Cosa significa fare educazione a scuola e non solo?

Quando ricominciano le scuole dopo le vacanze non posso fare a meno di pen­sare a quando, durante i miei anni in Pa­tagonia, questo era un momento che mi coinvolgeva in prima persona, perché fa­cevo l’insegnante e non vedevo l’ora che reiniziasse l’anno scolastico, per rivedere i miei studenti e conoscerne di nuovi. Per immergermi nuovamente nella meraviglio­sa atmosfera che solo una classe piena di giovani può creare. Per imparare da loro. Sì, perché nella relazione educatore-educato c’è sempre uno scambio di complicità.

Lui capisce me, io capisco lui. È un modo di met­tersi consapevolmente nelle mani dell’altro che aiuterà a costruire un rapporto basato sulla reciprocità: l’incontro tra due perso­ne, una che vuole essere aiutata e l’altra che aiuta, è per me uno dei modi migliori per fare un’esperienza educativa. Innanzi­tutto perché si crea un rapporto di empatia, un’apertura al prossimo; è un modo di met­tersi consapevolmente nelle mani dell’altro che ci aiuterà e lo scambio è reciproco: non è una relazione tra una persona forte e una debole, non è un rapporto tra chi sa di più e chi sa di meno, ma è una relazione alla pari, che coinvolge entrambe le perso­ne e le rende complici di un’esperienza che vogliono vivere insieme. Fare questa esperienza di comunione è fare educazio­ne. Poiché non c’è un detentore della veri­tà: solo quando c’è comunione di reciproci­tà, possiamo parlare di educazione.
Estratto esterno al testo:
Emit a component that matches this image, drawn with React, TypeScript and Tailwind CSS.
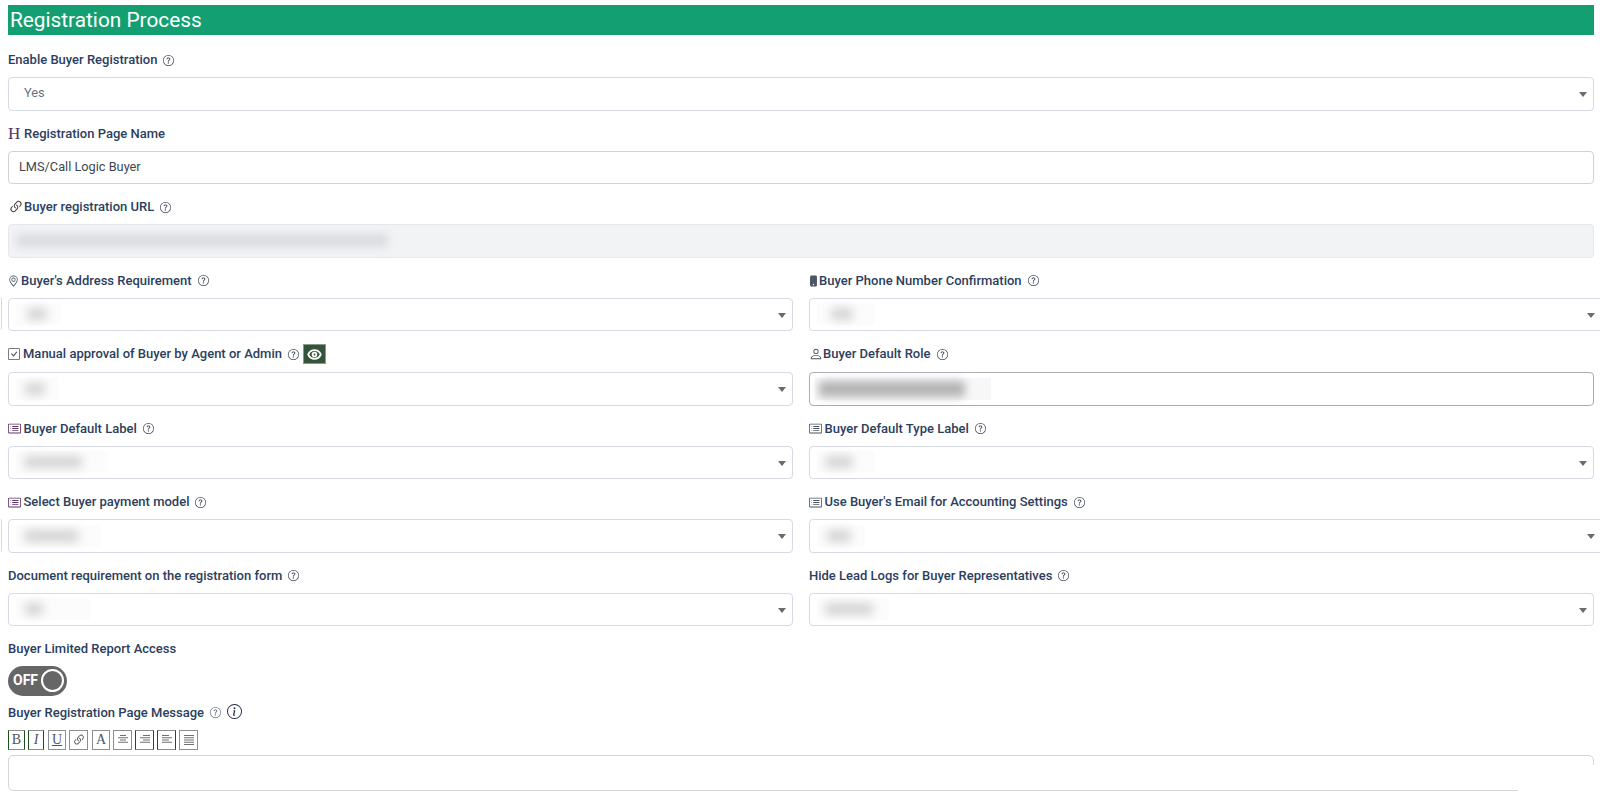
import type { ReactNode } from "react"
import {
  BsCardList,
  BsCheckSquare,
  BsGeoAlt,
  BsInfoCircle,
  BsLink45Deg,
  BsPerson,
  BsPhoneFill,
  BsQuestionCircle,
} from "react-icons/bs"
import { Eye } from "lucide-react"

const labelText = "flex h-4 items-center whitespace-nowrap text-[13px] leading-4 font-medium text-[#2c3e5d]"

function Label({ icon, text, help = true, extra }: { icon?: ReactNode; text: string; help?: boolean; extra?: ReactNode }) {
  return (
    <div className={`mb-[9px] ${labelText}`}>
      {icon}
      <span>{text}</span>
      {help && <BsQuestionCircle className="ml-[6px] h-[11px] w-[11px] shrink-0 text-[#3f4a5a]" />}
      {extra}
    </div>
  )
}

// stands in for the values that are blurred out in the picture
function Smudge({ width, core, offset = 8, dark }: { width: number; core: number; offset?: number; dark?: boolean }) {
  return (
    <div className={`flex h-[22px] items-center ${dark ? "bg-[#f7f7f7]" : "bg-[#fcfcfc]"}`} style={{ width }}>
      <div
        className={dark ? "h-[16px] rounded-sm bg-[#b4b4b4] blur-[4px]" : "h-[12px] rounded-sm bg-[#d4d4d4] blur-[5px]"}
        style={{ width: core, marginLeft: offset }}
      />
    </div>
  )
}

function Select({ children, over }: { children?: ReactNode; over?: boolean }) {
  return (
    <div
      className={`relative flex h-[33.5px] items-center rounded-[4px] border border-[#d7d9e4] bg-white pl-[7px] text-[12.75px] text-[#6b7280] ${
        over ? "mr-[-12px]" : ""
      }`}
    >
      {children}
      <div
        className={`absolute top-[14px] ${over ? "right-[10px]" : "right-[6px]"} h-0 w-0 border-x-[4px] border-t-[5px] border-x-transparent border-t-[#6b6b6b]`}
      />
    </div>
  )
}

function Field({ children }: { children: ReactNode }) {
  return <div className="mb-[15px]">{children}</div>
}

const ListIcon = ({ color = "text-[#4b5563]" }: { color?: string }) => (
  <BsCardList className={`mr-[2.5px] h-[13px] w-[13px] shrink-0 ${color}`} />
)

function Lines({ rows }: { rows: [number, number][] }) {
  return (
    <svg viewBox="0 0 12 12" className="h-[12px] w-[12px]" stroke="#6f6f6f" strokeWidth="1">
      {rows.map(([x1, x2], i) => (
        <line key={i} x1={x1} x2={x2} y1={1.5 + i * 2.25} y2={1.5 + i * 2.25} />
      ))}
    </svg>
  )
}

function ToolButton({ width, green, children }: { width: string; green?: boolean; children: ReactNode }) {
  return (
    <div
      className={`flex h-[20px] items-center justify-center border bg-white font-['Liberation_Serif',serif] text-[14px] text-[#4f5560] ${width} ${
        green ? "border-[#8a8f8a] border-l-[#1f4d1f] border-r-[#1f4d1f]" : "border-[#8c8f8f]"
      }`}
    >
      {children}
    </div>
  )
}

export default function App() {
  return (
    <div className="relative h-[797px] overflow-hidden bg-white pt-[5px] pr-[6px] pl-2 font-['Roboto',sans-serif]">
      <div className="mb-[17.5px] flex h-[29.5px] items-center bg-[#149f72] pt-[2px] pl-[2px] text-[20.8px] text-white">Registration Process</div>

      <Field>
        <Label text="Enable Buyer Registration" />
        <Select>
          <span className="pb-[2px] pl-2">Yes</span>
        </Select>
      </Field>

      <Field>
        <Label
          text="Registration Page Name"
          help={false}
          icon={<span className="mr-[4px] w-[12px] font-['Liberation_Serif',serif] text-[17px] font-normal text-[#4a3560]">H</span>}
        />
        <div className="flex h-[33.5px] items-center rounded-[4px] border border-[#cfd3d8] bg-white pb-[2px] pl-[10px] text-[12.75px] text-[#3f4650]">
          LMS/Call Logic Buyer
        </div>
      </Field>

      <Field>
        <Label text="Buyer registration URL" icon={<BsLink45Deg className="h-[16px] w-[16px] text-[#4b3a3a]" />} />
        <div className="flex h-[33.5px] items-center rounded-[4px] border border-[#e5e7eb] bg-[#f2f3f5] pl-[7px]">
          <div className="h-[13px] w-[372px] rounded-sm bg-[#d9dbdf] blur-[4px]" />
        </div>
      </Field>

      <div className="grid grid-cols-2 gap-x-4">
        <Field>
          <Label text="Buyer's Address Requirement" icon={<BsGeoAlt className="mr-[2px] h-[14px] w-[11px] text-[#2f3a4a]" />} />
          <Select>
            <Smudge width={45} core={20} offset={11} />
          </Select>
        </Field>
        <Field>
          <Label text="Buyer Phone Number Confirmation" icon={<BsPhoneFill className="-ml-px h-[14px] w-[11px] text-[#4b5563]" />} />
          <Select over>
            <Smudge width={58} core={22} offset={14} />
          </Select>
        </Field>

        <Field>
          <Label
            text="Manual approval of Buyer by Agent or Admin"
            icon={<BsCheckSquare className="mr-[3px] h-[12px] w-[12px] text-[#4b5563]" />}
            extra={
              <span className="ml-[4px] flex h-5 w-[23px] items-center justify-center border border-[#8a9a8a] bg-[#35533a]">
                <Eye className="h-[15px] w-[15px] text-white" strokeWidth={3} />
              </span>
            }
          />
          <div className="h-px" />
          <Select>
            <Smudge width={42} core={20} offset={9} />
          </Select>
        </Field>
        <Field>
          <Label text="Buyer Default Role" icon={<BsPerson className="h-[14px] w-[14px] text-[#4b5563]" />} />
          <div className="h-px" />
          <div className="flex h-[33.5px] items-center rounded-[4px] border border-[#a8adb3] bg-white pl-[5px]">
            <Smudge width={176} core={146} offset={4} dark />
          </div>
        </Field>

        <Field>
          <Label text="Buyer Default Label" icon={<ListIcon color="text-[#5c3566]" />} />
          <Select>
            <Smudge width={92} core={58} offset={8} />
          </Select>
        </Field>
        <Field>
          <Label text="Buyer Default Type Label" icon={<ListIcon />} />
          <Select>
            <Smudge width={58} core={28} offset={8} />
          </Select>
        </Field>

        <Field>
          <Label text="Select Buyer payment model" icon={<ListIcon color="text-[#5c3566]" />} />
          <Select>
            <Smudge width={85} core={55} offset={8} />
          </Select>
        </Field>
        <Field>
          <Label text="Use Buyer's Email for Accounting Settings" icon={<ListIcon />} />
          <Select over>
            <Smudge width={48} core={24} offset={10} />
          </Select>
        </Field>

        <Field>
          <Label text="Document requirement on the registration form" />
          <Select>
            <Smudge width={74} core={18} offset={9} />
          </Select>
        </Field>
        <Field>
          <Label text="Hide Lead Logs for Buyer Representatives" />
          <Select>
            <Smudge width={72} core={48} offset={8} />
          </Select>
        </Field>
      </div>

      <Label text="Buyer Limited Report Access" help={false} />
      <div className="relative mb-[9px] flex h-[29.5px] w-[59px] items-center rounded-full bg-[#666666] pl-[5px] text-[14px] font-bold text-white">
        OFF
        <div className="absolute top-[3px] right-[3px] h-[23px] w-[23px] rounded-full border-2 border-white bg-[#666666]" />
      </div>

      <div className={`mb-[9px] ${labelText}`}>
        <span>Buyer Registration Page Message</span>
        <BsQuestionCircle className="ml-[6px] h-[11px] w-[11px] text-[#6b7280]" />
        <BsInfoCircle className="mb-[2px] ml-[6px] h-[15px] w-[15px] text-[#1f2a44]" />
      </div>

      <div className="mb-[5px] flex gap-[3px]">
        <ToolButton width="w-[17px]" green>B</ToolButton>
        <ToolButton width="w-[16px]" green><i>I</i></ToolButton>
        <ToolButton width="ml-[1px] w-[18px]"><u>U</u></ToolButton>
        <ToolButton width="w-[19px]">
          <BsLink45Deg className="h-[14px] w-[14px]" />
        </ToolButton>
        <ToolButton width="ml-[1px] w-[18px]">A</ToolButton>
        <ToolButton width="w-[19px]"><Lines rows={[[3, 9], [1, 11], [3, 9], [1, 11]]} /></ToolButton>
        <ToolButton width="w-[19px]" green><Lines rows={[[4, 11], [1, 11], [4, 11], [1, 11]]} /></ToolButton>
        <ToolButton width="w-[19px]" green><Lines rows={[[1, 8], [1, 11], [1, 8], [1, 11]]} /></ToolButton>
        <ToolButton width="w-[19px]"><Lines rows={[[1, 11], [1, 11], [1, 11], [1, 11], [1, 11]]} /></ToolButton>
      </div>

      <div className="relative h-[36px] rounded-[5px] border border-[#d3d6dc] bg-white">
        <div className="absolute right-[-2px] bottom-[-3px] h-[28px] w-[77px] bg-white" />
      </div>

      {/* slivers of the neighbouring column at the left page edge */}
      <div className="absolute top-[297px] left-0 h-[33px] w-[2px] rounded-r-sm border-r border-[#d7d9e4]" />
      <div className="absolute top-[519px] left-0 h-[33px] w-[2px] rounded-r-sm border-r border-[#d7d9e4]" />
    </div>
  )
}
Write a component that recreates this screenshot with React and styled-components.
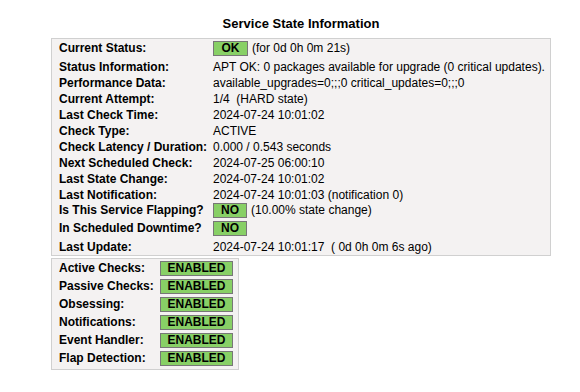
import React from 'react';
import styled, { createGlobalStyle } from 'styled-components';

const GlobalStyle = createGlobalStyle`
    body {
        margin: 0;
        background: #ffffff;
        font-family: "Liberation Sans", Arial, sans-serif;
        font-size: 12px;
        color: #000000;
    }
`;

const Page = styled.div`
    padding-left: 51px;
`;

const Title = styled.div`
    width: 500px;
    margin-top: 16px;
    height: 22px;
    line-height: 16px;
    text-align: center;
    font-size: 13px;
    font-weight: bold;
`;

const InfoBox = styled.div`
    box-sizing: border-box;
    width: ${props => props.width};
    background: #f4f2f2;
    border: 1px solid #d0d0d0;
    padding: 2px 6px 0 7px;
    margin-bottom: 2px;
`;

const Row = styled.div`
    display: grid;
    grid-template-columns: ${props => props.labelWidth} 1fr;
    align-items: start;
    min-height: ${props => (props.badge ? '18px' : '16px')};
    line-height: ${props => (props.badge ? '15px' : '16px')};
`;

const Label = styled.div`
    font-weight: bold;
    white-space: nowrap;
`;

const Value = styled.div`
    display: flex;
    align-items: flex-start;
    white-space: nowrap;
`;

const Badge = styled.span`
    box-sizing: border-box;
    display: inline-block;
    height: 15px;
    width: ${props => props.width};
    line-height: 13px;
    text-align: center;
    font-weight: bold;
    background: #88d066;
    border: 1px solid #777777;
`;

const Note = styled.span`
    margin-left: 4px;
`;

const stateRows = [
    { label: 'Current Status:', badge: 'OK', badgeWidth: '35px', text: '(for 0d 0h 0m 21s)' },
    { label: 'Status Information:', text: 'APT OK: 0 packages available for upgrade (0 critical updates).' },
    { label: 'Performance Data:', text: 'available_upgrades=0;;;0 critical_updates=0;;;0' },
    { label: 'Current Attempt:', text: '1/4\u00a0\u00a0(HARD state)' },
    { label: 'Last Check Time:', text: '2024-07-24 10:01:02' },
    { label: 'Check Type:', text: 'ACTIVE' },
    { label: 'Check Latency / Duration:', text: '0.000\u00a0/\u00a00.543 seconds' },
    { label: 'Next Scheduled Check:', text: '2024-07-25 06:00:10' },
    { label: 'Last State Change:', text: '2024-07-24 10:01:02' },
    { label: 'Last Notification:', text: '2024-07-24 10:01:03 (notification 0)' },
    { label: 'Is This Service Flapping?', badge: 'NO', badgeWidth: '34px', text: '(10.00% state change)' },
    { label: 'In Scheduled Downtime?', badge: 'NO', badgeWidth: '34px' },
    { label: 'Last Update:', text: '2024-07-24 10:01:17\u00a0\u00a0( 0d 0h 0m 6s ago)' },
];

const checkRows = [
    'Active Checks:',
    'Passive Checks:',
    'Obsessing:',
    'Notifications:',
    'Event Handler:',
    'Flap Detection:',
];

const App = () => (
    <Page>
        <GlobalStyle />
        <Title>Service State Information</Title>
        <InfoBox width="500px">
            {stateRows.map(row => (
                <Row key={row.label} labelWidth="154px" badge={!!row.badge}>
                    <Label>{row.label}</Label>
                    <Value>
                        {row.badge && <Badge width={row.badgeWidth}>{row.badge}</Badge>}
                        {row.badge
                            ? row.text && <Note>{row.text}</Note>
                            : row.text}
                    </Value>
                </Row>
            ))}
        </InfoBox>
        <InfoBox width="188px">
            {checkRows.map(label => (
                <Row key={label} labelWidth="101px" badge>
                    <Label>{label}</Label>
                    <Value>
                        <Badge width="73px">ENABLED</Badge>
                    </Value>
                </Row>
            ))}
        </InfoBox>
    </Page>
);

export default App;
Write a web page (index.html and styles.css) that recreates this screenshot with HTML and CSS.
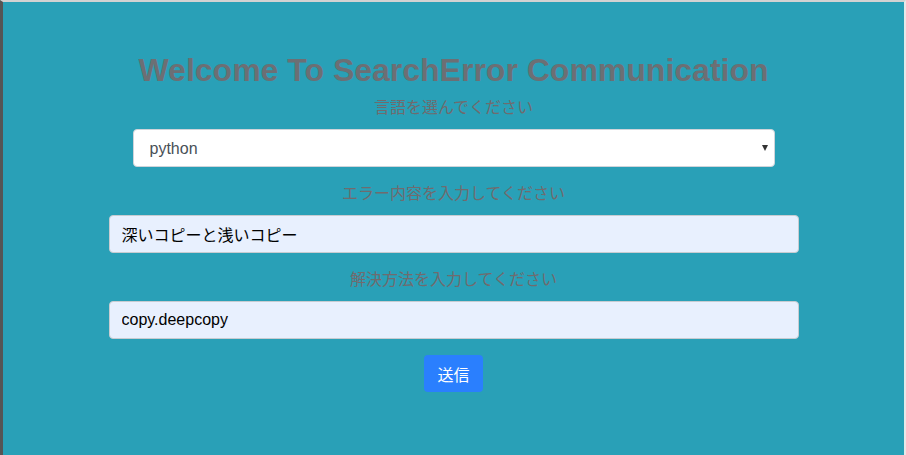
FILE: index.html
```html
<!DOCTYPE html>
<html lang="ja">
<head>
<meta charset="utf-8">
<title>SearchError Communication</title>
<link rel="stylesheet" href="styles.css">
</head>
<body>
<div class="frame">
  <form class="form">
    <h1 class="title">Welcome To SearchError Communication</h1>
    <label class="label">言語を選んでください</label>
    <div class="select-wrap">
      <select class="select">
        <option>python</option>
      </select>
    </div>
    <label class="label">エラー内容を入力してください</label>
    <input class="field" type="text" value="深いコピーと浅いコピー">
    <label class="label">解決方法を入力してください</label>
    <input class="field" type="text" value="copy.deepcopy">
    <button class="submit" type="button">送信</button>
  </form>
</div>
</body>
</html>
```

FILE: styles.css
```css
html, body {
  margin: 0;
  padding: 0;
}

body {
  font-family: "Liberation Sans", "Noto Sans CJK JP", sans-serif;
}

.frame {
  box-sizing: border-box;
  height: 455px;
  background: #29a0b7;
  border-top: 2px solid #d2d2d2;
  border-left: 3px solid #555555;
  border-right: 2px solid #e8e8e8;
}

.form {
  display: flex;
  flex-direction: column;
  align-items: center;
  padding-top: 49px;
  margin: 0 auto;
  width: 690px;
}

.title {
  margin: 0 0 7px;
  font-size: 32px;
  line-height: 1.2;
  font-weight: 700;
  color: #6c6f74;
  white-space: nowrap;
}

.label {
  display: block;
  font-size: 16px;
  line-height: 24px;
  color: #706b6e;
  margin-bottom: 9px;
}

.select-wrap {
  position: relative;
  width: 642px;
  margin-bottom: 15px;
}

.select-wrap::after {
  content: "";
  position: absolute;
  right: 7px;
  top: 16px;
  border-left: 3.5px solid transparent;
  border-right: 3.5px solid transparent;
  border-top: 6px solid #333;
}

.select {
  -webkit-appearance: none;
  appearance: none;
  box-sizing: border-box;
  width: 100%;
  height: 38px;
  padding: 0 16px;
  border: 1px solid #cfd4da;
  border-radius: 4px;
  background: #ffffff;
  font-family: inherit;
  font-size: 16px;
  color: #495057;
}

.field {
  box-sizing: border-box;
  width: 690px;
  height: 38px;
  padding: 0 12px;
  border: 1px solid #c7ccd1;
  border-radius: 4px;
  background: #e8f0fe;
  font-family: inherit;
  font-size: 16px;
  color: #000000;
  margin-bottom: 15px;
}

.submit {
  box-sizing: border-box;
  width: 59px;
  height: 37px;
  margin-top: 1px;
  border: none;
  border-radius: 4px;
  background: #2a7ffe;
  color: #ffffff;
  font-family: inherit;
  font-size: 16px;
  padding: 0;
}
```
Don Bosco era un Padre per i giovani – lo è ancora oggi, che voleva il meglio per i suoi figli e concretizzava il suo deside­rio attraverso l’educazione, dando loro gli strumenti per poter andare avanti nella vita. Per potersi integrare nella società, per po­tersi mantenere. Perché potessero avere un futuro attraverso gli strumenti dell’educa­zione, indispensabili per capire pienamente il mondo e farne parte attivamente… Ma lui in più dava loro una casa, dava loro cibo, dava loro affetto, sapeva chiaramente che un’educazione che desse solo degli stru­menti non era sufficiente, ma che doveva coltivare nei giovani la capacità di essere persone perbene, che potessero integrarsi nella collettività come persone buone, one­ste, cristiane, capaci di entrare nella società e di trasformarla. Quindi, non solo un’e­ducazione del singolo, ma un’educazio­ne che cerca un bene comune, un bene sociale. 

Per noi e per tutti coloro che oggi sentono il desiderio di educare; di essere educatori non solo in classe, ma anche nel cortile, a casa, al lavoro, ovunque ci capiti di essere, ricordate sempre che abbiamo una missione, quella di educare, di accompa­gnare, di aiutare, di servire con reciprocità per portare avanti l’eredità che ci ha lascia­to Don Bosco. Perché educare è cosa di cuore, ricordiamocelo sempre.

Buon inizio di anno scolastico, anche a chi ha smesso di andare a scuola, ma continua ad essere un educatore.